Bankrupt crypto firm Genesis completes restructuring

2024-08-02 20:04:54 UTC | defi.io/v3f

Genesis, an institutional lending platform that filed for bankruptcy in 2023, announced the completion of its Chapter 11 restructuring plan on Aug. 2, and the disbursement of approximately $4 billion in funds to the injured parties.

As part of the plan, Bitcoin (BTC) creditors “will receive 51.28% recoveries as valued on an in-kind basis in the form of BTC,” and Ether (ETH) creditors will receive 65.87% recoveries paid out in the digital currency.

Most altcoin creditors will receive 87.65% recoveries of their digital assets, with Solana (SOL) being the notable exception.

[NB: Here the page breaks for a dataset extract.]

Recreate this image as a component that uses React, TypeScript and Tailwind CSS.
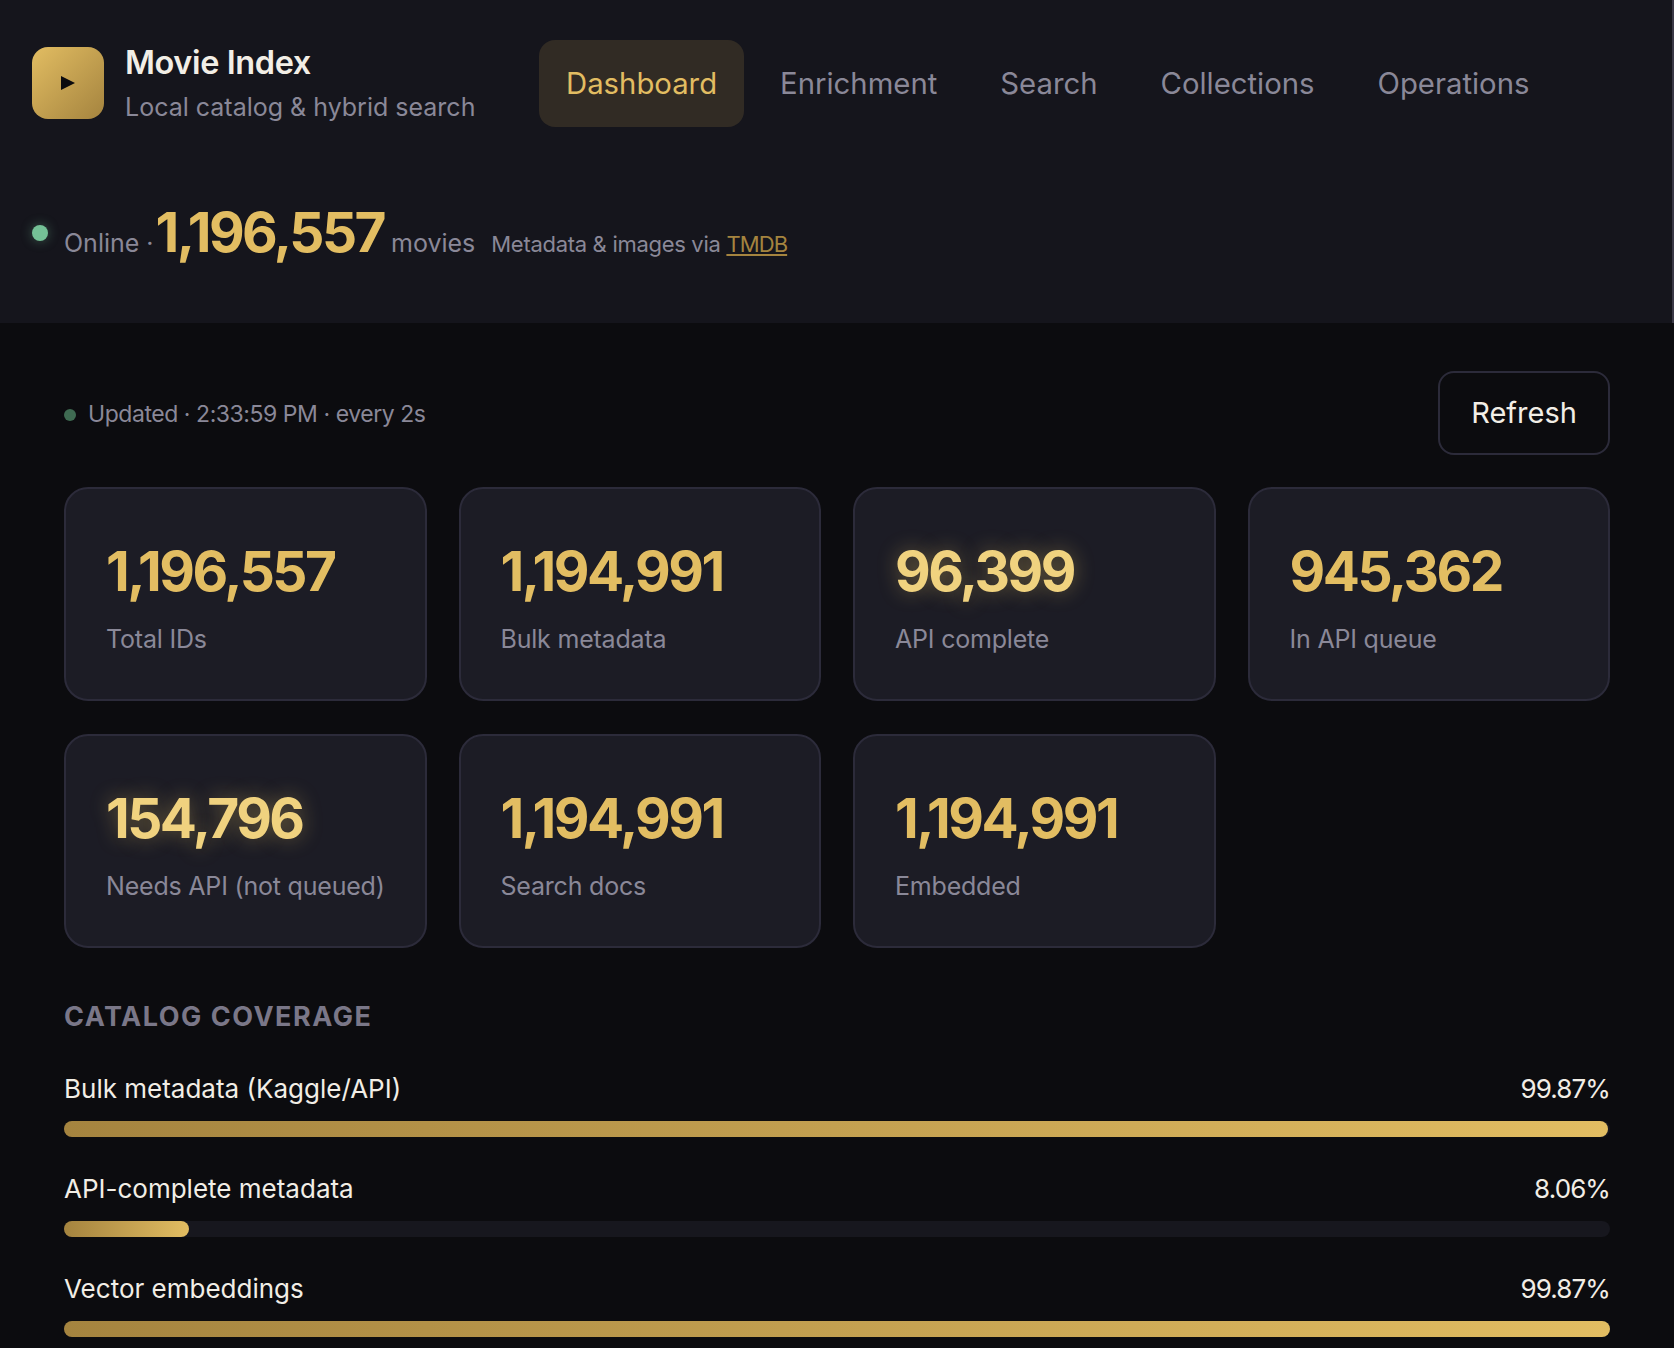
const navItems = ['Dashboard', 'Enrichment', 'Search', 'Collections', 'Operations'];

const stats = [
  { value: '1,196,557', label: 'Total IDs' },
  { value: '1,194,991', label: 'Bulk metadata' },
  { value: '96,399', label: 'API complete', glow: true },
  { value: '945,362', label: 'In API queue' },
  { value: '154,796', label: 'Needs API (not queued)', glow: true },
  { value: '1,194,991', label: 'Search docs' },
  { value: '1,194,991', label: 'Embedded' },
];

const coverage = [
  { label: 'Bulk metadata (Kaggle/API)', value: '99.87%', width: '99.87%' },
  { label: 'API-complete metadata', value: '8.06%', width: '8.06%' },
  { label: 'Vector embeddings', value: '99.87%', width: '100%' },
];

function Header() {
  return (
    <header className="h-[323px] border-r-2 border-[#3a3846] bg-[#15151c] px-8 pt-10">
      <div className="flex items-center">
        <div className="mb-[2px] flex h-[72px] w-[72px] items-center justify-center rounded-2xl bg-gradient-to-br from-[#e2bd62] to-[#a5843f]">
          <svg width="14" height="14" viewBox="0 0 14 14" className="text-[#0b0b0e]" fill="currentColor">
            <path d="M0 0L14 7L0 14Z" />
          </svg>
        </div>
        <div className="ml-[21px] w-[350px] whitespace-nowrap">
          <div className="text-[32.5px] leading-[40px] font-semibold tracking-[-0.4px] text-[#f2eee6]">Movie Index</div>
          <div className="mt-[6px] text-[25px] leading-[36px] text-[#8a8898]">Local catalog &amp; hybrid search</div>
        </div>
        <nav className="ml-16 flex gap-[9px] whitespace-nowrap">
          {navItems.map((item, i) => (
            <a
              key={item}
              className={
                i === 0
                  ? 'rounded-2xl bg-[#312b24] px-[27px] py-[22px] text-[29.3px] leading-[43px] text-[#e2bd62]'
                  : 'rounded-2xl px-[27px] py-[22px] text-[29.3px] leading-[43px] text-[#8a8898]'
              }
            >
              {item}
            </a>
          ))}
        </nav>
      </div>
      <div className="mt-[72px] flex items-baseline whitespace-nowrap">
        <span className="h-4 w-4 self-center rounded-full bg-[#74c196] shadow-[0_0_12px_#74c19666]" />
        <span className="ml-4 text-[25px] text-[#8a8898]">Online ·</span>
        <span className="ml-[2px] text-[55px] leading-[67px] font-bold tracking-[-2.5px] text-[#e2bd62]">1,196,557</span>
        <span className="ml-[7px] text-[25px] text-[#8a8898]">movies</span>
        <span className="ml-4 text-[22px] tracking-[-0.3px] text-[#8a8898]">
          Metadata &amp; images via <a className="tracking-[-0.9px] text-[#a5843f] underline">TMDB</a>
        </span>
      </div>
    </header>
  );
}

function StatCard({ value, label, glow }: { value: string; label: string; glow?: boolean }) {
  return (
    <div className="rounded-3xl border-2 border-[#2c2b3a] bg-[#1c1c25] p-10">
      <div
        className={
          glow
            ? 'text-[55px] leading-[84px] font-bold tracking-[-2.5px] text-[#f0d27f] [text-shadow:0_0_20px_#e2bd6266]'
            : 'text-[55px] leading-[84px] font-bold tracking-[-2.5px] text-[#e2bd62]'
        }
      >
        {value}
      </div>
      <div className="mt-[7px] whitespace-nowrap text-[25px] leading-[39px] tracking-[-0.2px] text-[#8a8898]">{label}</div>
    </div>
  );
}

function CoverageRow({ label, value, width }: { label: string; value: string; width: string }) {
  return (
    <div className="mb-8">
      <div className="mb-[13px] flex justify-between text-[26px] leading-[39px] text-[#f2eee6]">
        <span>{label}</span>
        <span className="tracking-[-0.9px]">{value}</span>
      </div>
      <div className="h-4 rounded-full bg-[#17171e]">
        <div className="h-4 rounded-full bg-gradient-to-r from-[#a5843f] to-[#e2bd62]" style={{ width }} />
      </div>
    </div>
  );
}

export default function App() {
  return (
    <div className="min-h-[1348px] overflow-hidden bg-[#0c0c0f] font-['Inter',sans-serif]">
      <Header />
      <main className="px-16 pt-12">
        <div className="mb-8 flex items-center justify-between">
          <div className="flex items-center pt-[2px] text-[23px] tracking-[-0.45px] text-[#8a8898]">
            <span className="mt-[2px] mr-3 h-3 w-3 rounded-full bg-[#3f6b52]" />
            Updated · 2:33:59 PM · every 2s
          </div>
          <button className="h-[84px] w-[172px] rounded-2xl border-2 border-[#2c2b3a] text-[29px] text-[#f2eee6]">
            Refresh
          </button>
        </div>
        <div className="grid grid-cols-4 gap-x-8 gap-y-[33px]">
          {stats.map((s, i) => (
            <StatCard key={i} {...s} />
          ))}
        </div>
        <h2 className="mt-[49px] mb-8 text-[27px] leading-[40px] font-bold tracking-[1.5px] text-[#7a7788]">
          CATALOG COVERAGE
        </h2>
        {coverage.map((row) => (
          <CoverageRow key={row.label} {...row} />
        ))}
      </main>
    </div>
  );
}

Creditors reclaiming SOL holdings will be subject to a 29.58% recovery rate, once again payable on an in-kind basis. Stablecoin and cash creditors are eligible to recoup 100% of their losses in the form of US dollars, according to the restructuring plan.

Gemini creditor reimbursement funds tracked onchain. Source: Arkham Intelligence

A $70 million litigation fund for creditors seeking further legal action against any third parties to the bankruptcy, such as Genesis’ parent company Digital Currency Group (DCG), has also been established

The fallout from the 2022 crypto contagion

Genesis engaged in institutional lending, borrowing funds from firms like the Winklevoss twins’ Gemini and lending it to firms like Three Arrows Capital. Between 2022 and 2023, Genesis became a victim of the contagion brought on by the collapse of Three Arrows Capital and, later, the FTX exchange.

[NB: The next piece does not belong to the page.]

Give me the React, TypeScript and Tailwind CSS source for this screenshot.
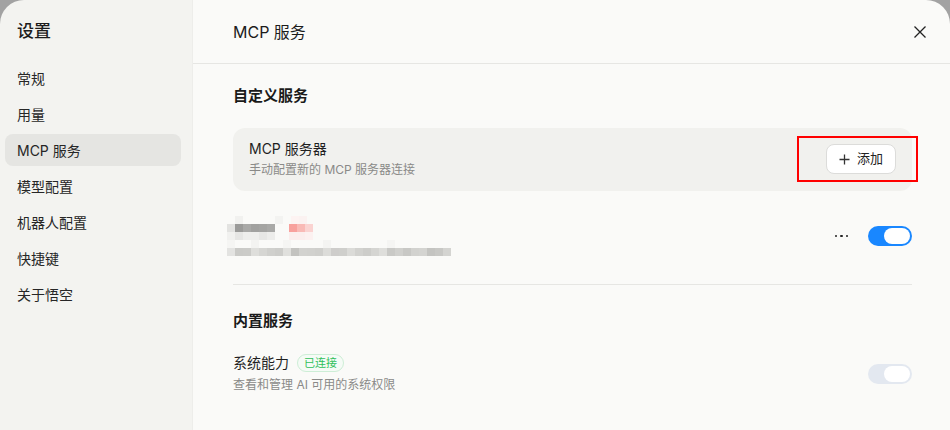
import React from "react";

const navItems = ["常规", "用量", "MCP 服务", "模型配置", "机器人配置", "快捷键", "关于悟空"];

// blurred (mosaic) server entry
const mosaicRows: { y: number; cells: [number, string][] }[] = [
  { y: 0, cells: [[8, "#f1f1ef"], [48, "#f3f3f1"], [64, "#fdf3f2"], [72, "#fbf2f1"]] },
  {
    y: 8,
    cells: [
      [0, "#e3e3e1"], [8, "#9b9b99"], [16, "#a9a9a7"], [24, "#a1a19f"], [32, "#a4a4a2"], [40, "#a9a9a7"],
      [62, "#f8a19d"], [70, "#f9bab6"], [78, "#fad3d1"],
    ],
  },
  {
    y: 16,
    cells: [
      [0, "#f1f1ef"], [8, "#e6e6e4"], [16, "#eeeeec"], [24, "#eeeeec"], [32, "#e7e7e5"], [40, "#ededeb"],
      [62, "#fbeeed"], [70, "#fbeeed"], [78, "#fcf1f0"],
    ],
  },
  { y: 24, cells: [[0, "#f5f5f3"], [24, "#f3f3f1"], [56, "#f5f5f3"], [96, "#f4f4f2"], [160, "#f5f5f3"]] },
  {
    y: 32,
    cells: [
      [0, "#e3e3e1"], [8, "#cacac7"], [16, "#cbcbc8"], [24, "#dededb"], [32, "#d6d6d3"], [40, "#d0d0cd"],
      [48, "#cdcdca"], [56, "#e0e0dd"], [64, "#c3c3c0"], [72, "#d2d2cf"], [80, "#d1d1ce"], [88, "#cfcfcc"],
      [96, "#dcdcd9"], [104, "#cecdcb"], [112, "#cfcfcc"], [120, "#dbdbd8"], [128, "#d2d2cf"], [136, "#cdcdca"],
      [144, "#d5d5d2"], [152, "#dededb"], [160, "#c9c9c6"], [168, "#d0d0cd"], [176, "#c8c8c5"], [184, "#d2d2cf"],
      [192, "#d4d4d1"], [200, "#c4c4c1"], [208, "#c8c8c5"], [216, "#d4d4d1"],
    ],
  },
];

function Mosaic() {
  return (
    <div className="relative w-[226px] h-[40px]">
      {mosaicRows.map((r) =>
        r.cells.map(([x, c]) => (
          <div
            key={`${r.y}-${x}`}
            className="absolute w-[8px] h-[8px]"
            style={{ left: x, top: r.y, background: c }}
          />
        ))
      )}
    </div>
  );
}

function Toggle({ on }: { on: boolean }) {
  return (
    <div
      className={`w-[44px] h-[20px] rounded-full flex items-center justify-end pr-[2px] ${
        on ? "bg-[#1987ff]" : "bg-[#e3e8f0]"
      }`}
    >
      <div className="w-[26px] h-[16px] rounded-full bg-white" />
    </div>
  );
}

export default function App() {
  return (
    <div
      className="w-[950px] h-[430px] bg-[#a2a2a2] overflow-hidden"
      style={{ fontFamily: 'Inter, "Noto Sans CJK SC", sans-serif' }}
    >
      <div className="w-full h-full rounded-t-[24px] overflow-hidden flex">
        {/* sidebar */}
        <div className="w-[193px] shrink-0 bg-[#f3f3f0] border-r border-[#ededea] pl-[5px] pr-[11px] pt-[20px]">
          <div className="px-3 text-[17px] leading-[22px] text-[#1c1c1c] font-medium">设置</div>
          <div className="mt-[20px] flex flex-col gap-[4px]">
            {navItems.map((n) => (
              <div
                key={n}
                className={`h-[32px] px-3 flex items-center rounded-[8px] text-[14px] text-[#262626] ${
                  n === "MCP 服务" ? "bg-[#e5e5e2]" : ""
                }`}
              >
                {n}
              </div>
            ))}
          </div>
        </div>

        {/* main */}
        <div className="flex-1 bg-[#fafaf8] flex flex-col">
          <div className="h-[64px] shrink-0 border-b border-[#e6e6e3] pl-10 pr-[23px] flex items-center justify-between">
            <div className="text-[16px] text-[#1c1c1c]">MCP 服务</div>
            <svg width="14" height="14" viewBox="0 0 14 14" fill="none" stroke="#222" strokeWidth="1.3">
              <path d="M1.5 1.5 L12.5 12.5 M12.5 1.5 L1.5 12.5" />
            </svg>
          </div>

          <div className="pl-10 pr-[38px] pt-[22px]">
            <div className="text-[15px] leading-[20px] font-semibold text-[#1a1a1a]">自定义服务</div>

            <div className="relative mt-[22px] bg-[#f1f1ee] rounded-[12px] pl-4 pr-4 pt-[11px] pb-[12px] flex items-center justify-between">
              <div className="flex flex-col gap-[2px]">
                <div className="text-[14px] leading-[20px] text-[#1f1f1f]">MCP 服务器</div>
                <div className="text-[12px] leading-[18px] text-[#8a8a88]">手动配置新的 MCP 服务器连接</div>
              </div>
              <div className="w-[70px] h-[30px] rounded-[8px] bg-white border border-[#dcdcda] flex items-center justify-center gap-[7px] text-[13px] text-[#222]">
                <svg width="11" height="11" viewBox="0 0 11 11" stroke="#333" strokeWidth="1.3">
                  <path d="M5.5 0.5 V10.5 M0.5 5.5 H10.5" />
                </svg>
                添加
              </div>
              <div className="absolute top-[8px] -right-[6px] w-[121px] h-[46px] border-2 border-[#ff0000]" />
            </div>

            <div className="pt-[23px] pb-[26px] h-[93px] flex items-center justify-between">
              <div className="-ml-[6px]">
                <Mosaic />
              </div>
              <div className="flex items-center gap-[20px]">
                <div className="flex gap-[3px]">
                  <span className="w-[2.5px] h-[2.5px] rounded-full bg-[#222]" />
                  <span className="w-[2.5px] h-[2.5px] rounded-full bg-[#222]" />
                  <span className="w-[2.5px] h-[2.5px] rounded-full bg-[#222]" />
                </div>
                <Toggle on />
              </div>
            </div>

            <div className="border-t border-[#e6e6e3] pt-[26px]">
              <div className="text-[15px] leading-[20px] font-semibold text-[#1a1a1a]">内置服务</div>
              <div className="mt-[22px] flex items-center justify-between">
                <div className="flex flex-col gap-[3px]">
                  <div className="flex items-center gap-[8px]">
                    <span className="text-[14px] leading-[20px] text-[#1f1f1f]">系统能力</span>
                    <span className="h-[18px] px-[6px] rounded-full border border-[#cdeed6] bg-[#f5fbf6] text-[11px] leading-[16px] text-[#2fbf5a] flex items-center">
                      已连接
                    </span>
                  </div>
                  <div className="text-[12px] leading-[18px] text-[#8a8a88]">查看和管理 AI 可用的系统权限</div>
                </div>
                <Toggle on={false} />
              </div>
            </div>
          </div>
        </div>
      </div>
    </div>
  );
}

The fallout from the Three Arrows Capital default drove a wedge between Gemini co-founder Cameron Winklevoss and Digital Currency Group CEO Barry Silbert. Winklevoss has publicly slammed the DCG CEO on several occasions, accusing him of fraud and an inability to run the corporate conglomerate, which is the parent company of Grayscale, Foundry, Luno, and Genesis.

Genesis settles with the Securities and Exchange Commission 

More recently, Genesis agreed to a $21 million settlement with the Securities and Exchange Commission (SEC) for allegedly selling unregistered securities alongside the Geminin Earn program.

Following the settlement, SEC chief Gary Gensler remarked that all cryptocurrency lending providers and other digital asset services need to comply with existing securities laws.